Downtrend: When EMA 34 is below EMA 89, the market is bearish. Seek only selling (Short) opportunities.
Sideways: When both lines are flat and close together, the market lacks a clear trend. Wait or consider alternative strategies.
The goal here is to filter out trending markets—where your strategy is most effective.
Price Action Technique: From Theory to Practice
Knowing the trend is good, but precise entry points determine profitability. This is where price action shines. Price action is the art of reading actual price movements, identifying meaningful candlestick patterns that forecast future moves.
When the price retraces near the EMA 34, wait for price action signals:
Pin Bar: A candle with a long wick and a small body, indicating price rejection at a certain level. It shows buyers or sellers attempted to push the price but failed.
Inside Bar: A candle completely within the previous candle’s range, indicating market indecision, often followed by a strong reversal.
Fakey: When price breaks through a support or resistance level but then reverses back. It signals a trap set by professional traders.
These patterns appearing near the EMA 34 are signals to consider entering a trade. You don’t always need a perfect pattern—what matters is seeing price rejection or trend confirmation.
Risk Management with Stop Loss and Take Profit
No risk plan means no plan at all. After identifying your entry point via price action near EMA 34 and 89:
Stop Loss (SL): Place below the lowest point of the signal candle (for buy orders) or above the highest point (for sell orders). If the price breaks this level, your trade logic is invalid—time to exit.
Take Profit (TP): Set based on Risk-Reward ratio. A 1:2 ratio means earning twice the amount risked. A 1:3 ratio is even better but must align with market conditions.

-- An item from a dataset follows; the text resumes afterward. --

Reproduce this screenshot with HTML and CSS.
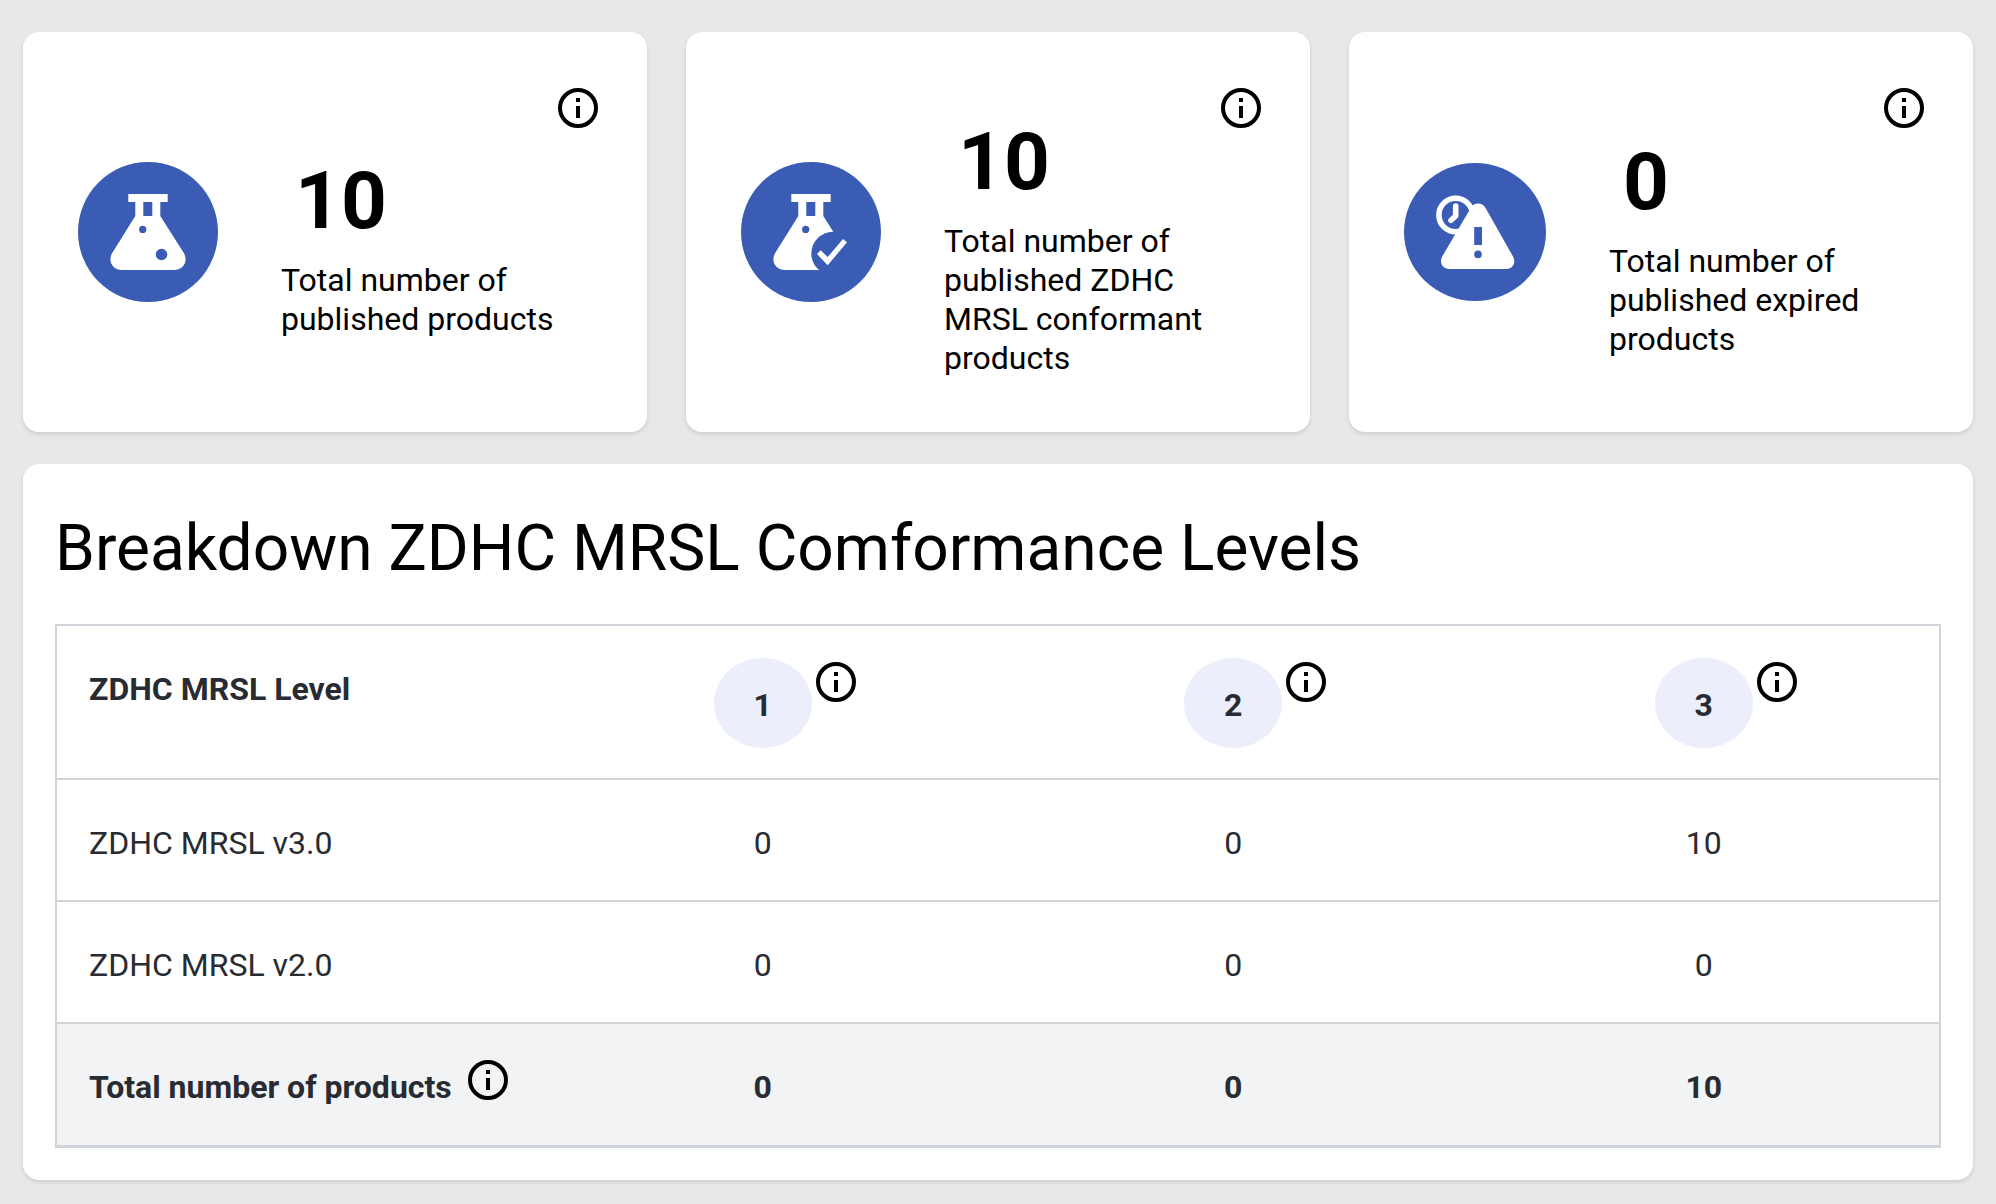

Additionally, consider closing partial profits at key resistance or support levels, or if price action signals a reversal.
Practical Example: Trading EUR/USD with EMA 34 and 89
Imagine analyzing the EUR/USD pair on the H4 timeframe:
Step 1 - Trend Recognition: EMA 34 is above EMA 89. The market is bullish. Prepare to look for buy signals.

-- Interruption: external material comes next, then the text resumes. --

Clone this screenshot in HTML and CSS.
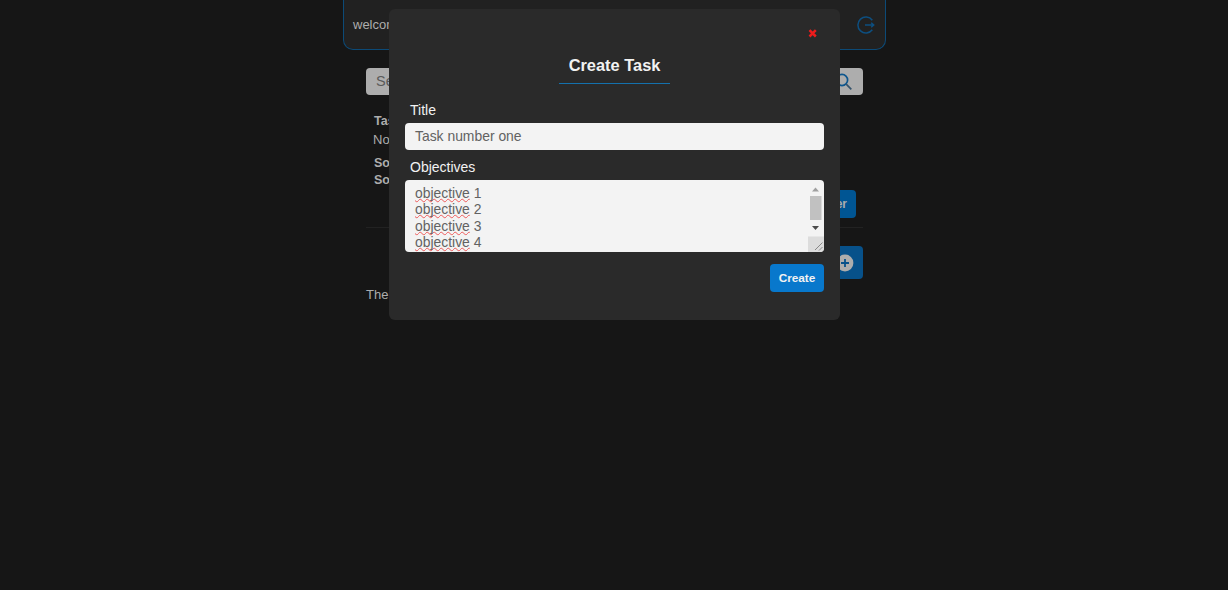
FILE: index.html
```html
<!DOCTYPE html>
<html lang="en">
<head>
<meta charset="utf-8">
<title>Tasks</title>
<link rel="stylesheet" href="styles.css">
</head>
<body>
<main class="page">
  <header class="topbar">
    <span>welcome</span>
    <svg class="logout" viewBox="0 0 20 20" width="20" height="20" fill="none" stroke="#0d4f80" stroke-width="1.5"><path d="M16.3 5.2A8 8 0 1 0 16.3 14.8M9 10H17.5M15.2 7.8L17.7 10L15.2 12.2"/></svg>
  </header>
  <div class="content">
    <div class="search">
      <span>Search</span>
      <svg viewBox="0 0 18 18" width="18" height="18" fill="none" stroke-width="1.7"><circle cx="7" cy="7" r="5.6" stroke="#0d568e"/><path d="M11.2 11.2L16.3 16.3" stroke="#35536b"/></svg>
    </div>
    <section class="filters">
      <div class="fields">
        <b>Task</b>
        <span class="value">No</span>
        <b class="sort">Sort</b>
        <b class="sort-by">Sort</b>
      </div>
      <button class="filter-btn">Filter</button>
    </section>
    <div class="add-row">
      <button class="add-btn"><svg viewBox="0 0 18 18" width="18" height="18"><circle cx="9" cy="9" r="8.4" fill="#adadad"/><path d="M9 5V13M5 9H13" stroke="#07518a" stroke-width="1.8"/></svg></button>
    </div>
    <p class="empty">There</p>
  </div>
</main>
<div class="modal">
  <div class="close"><svg viewBox="0 0 9 9" width="9" height="9"><path d="M1.5 1.2L7.8 7.5M7.8 1.2L1.5 7.5" stroke="#ed1c1c" stroke-width="2.5"/></svg></div>
  <h1>Create Task</h1>
  <div class="label">Title</div>
  <div class="input">Task number one</div>
  <div class="label second">Objectives</div>
  <div class="textarea">
    <div class="lines">
      <div><span class="typo">objective</span> 1</div>
      <div><span class="typo">objective</span> 2</div>
      <div><span class="typo">objective</span> 3</div>
      <div><span class="typo">objective</span> 4</div>
    </div>
    <div class="scroll">
      <svg viewBox="0 0 16 72" width="16" height="72"><path d="M4 11.5L7.5 7.5L11 11.5Z" fill="#a0a0a0"/><rect x="2" y="16" width="11.5" height="24" fill="#c1c1c1"/><path d="M4 46L7.5 50L11 46Z" fill="#4b4b4b"/><rect y="56.5" width="16" height="15.5" fill="#dcdcdc"/><path d="M7 70L14.5 62.5M11 70.5L14.5 67" stroke="#888" stroke-width="1"/></svg>
    </div>
  </div>
  <button class="create-btn">Create</button>
</div>
</body>
</html>
```
FILE: styles.css
```css
* { box-sizing: border-box; }
body {
  margin: 0;
  height: 590px;
  overflow: hidden;
  background: #161616;
  color: #adadad;
  font: 13px/16px "Liberation Sans", Arial, sans-serif;
}
button { font-family: inherit; border: 0; }
svg { display: block; }
.page { width: 543px; margin-left: 343px; }
.topbar {
  height: 50px;
  display: flex;
  justify-content: space-between;
  padding: 17px 9px 0 9px;
  background: #212121;
  border: 1.5px solid #0c4a77;
  border-top: 0;
  border-radius: 0 0 10px 10px;
}
.logout { margin-top: -2px; }
.content { padding: 18px 23px 0; }
.search {
  height: 27px;
  display: flex;
  align-items: center;
  justify-content: space-between;
  padding: 0 10px 1px;
  border-radius: 4px;
  background: #adadad;
  color: #5a5a5a;
  font-size: 14.5px;
}
.search svg { margin-top: 2px; }
.filters {
  height: 133px;
  display: flex;
  justify-content: space-between;
  border-bottom: 1px solid #222;
}
.fields {
  display: flex;
  flex-direction: column;
  padding: 18px 0 0 8px;
  font-size: 12.5px;
}
.value { margin: 3px 0 0 -1px; font-size: 13px; }
.sort { margin-top: 7px; }
.sort-by { margin-top: 1px; }
.filter-btn {
  width: 56px;
  height: 28px;
  margin: 95px 7px 0 0;
  padding: 0 9px 0 0;
  border-radius: 4px;
  background: #005593;
  color: #adadad;
  font-size: 12px;
  font-weight: bold;
  text-align: right;
}
.add-row { display: flex; justify-content: flex-end; padding-top: 18px; }
.add-btn {
  width: 52px;
  height: 33px;
  padding: 0 0 0 25px;
  border-radius: 4px;
  background: #07518a;
}
.empty { margin: 8px 0 0; }

.modal {
  position: absolute;
  left: 389px;
  top: 9px;
  width: 451px;
  height: 311px;
  padding: 20px 16px 0;
  border-radius: 6px;
  background: #2a2a2a;
  color: #f2f2f2;
  display: flex;
  flex-direction: column;
}
.close { align-self: flex-end; height: 9px; margin-right: 7px; }
h1 {
  align-self: center;
  width: 111px;
  height: 28px;
  margin: 18px 0 0;
  border-bottom: 1px solid #1471ad;
  text-align: center;
  font-size: 16.4px;
  line-height: 19px;
  white-space: nowrap;
}
.label { margin: 18px 0 0 5px; font-size: 14px; line-height: 17px; }
.input {
  height: 27px;
  margin-top: 4px;
  padding-left: 10px;
  border-radius: 4px;
  background: #f3f3f3;
  color: #626262;
  font-size: 13.9px;
  line-height: 26px;
}
.second { margin-top: 9px; }
.textarea {
  height: 72px;
  margin-top: 4px;
  display: flex;
  justify-content: space-between;
  overflow: hidden;
  border-radius: 4px;
  background: #f3f3f3;
  color: #626262;
  font-size: 13.9px;
  line-height: 16.3px;
}
.lines { padding: 5px 0 0 10px; }
.typo {
  text-decoration: underline wavy #ee5a5a 1px;
  text-decoration-skip-ink: none;
  text-underline-offset: 0;
}
.create-btn {
  align-self: flex-end;
  width: 54px;
  height: 28px;
  margin-top: 12px;
  padding: 0;
  border-radius: 4px;
  background: #0878cc;
  color: #f2f2f2;
  font-size: 11.8px;
  font-weight: bold;
}
```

Step 2 - Wait for Signal: After a rally, the price retraces near EMA 34. Here, a Pin Bar forms with a long lower wick—indicating buyers are trying to defend the level.
Step 3 - Confirm Trade: When the Pin Bar closes, enter a buy at its closing price.
Step 4 - Manage Risk: Place SL below the Pin Bar’s low. If SL is 50 pips away, set TP at 100-150 pips (risk-reward 1:2 or 1:3).
Step 5 - Monitor: Price moves toward TP, and you close the trade. Or, if price action signals reversal, move SL to break-even to protect profits.
Important Tips and Tricks from Experienced Traders
When using EMA 34 and 89 combined with price action, keep in mind:
Avoid sideways markets: When both EMAs are flat and intersect frequently, it’s a clear sign to stay out. Profits in sideways markets are often not worth the risk.
Prioritize higher timeframes: Trading on H4 or D1 reduces noise compared to M15 or M5. Signals on D1 are more reliable.
Use multiple confirmations: Don’t rely solely on EMA 34 and 89. Check if price action agrees, look for nearby support/resistance, or use other indicators like RSI to confirm buying/selling strength.
Patience is key: Not every moment offers a good trade. Waiting for clear signals increases your win rate.
Combining EMA 34 and 89 with price action is a powerful tool to trade logically and systematically. Success depends not just on tools but on how you use them. Practice on a demo account first, then apply this strategy with small capital. Real-world experience will teach you lessons no book can provide.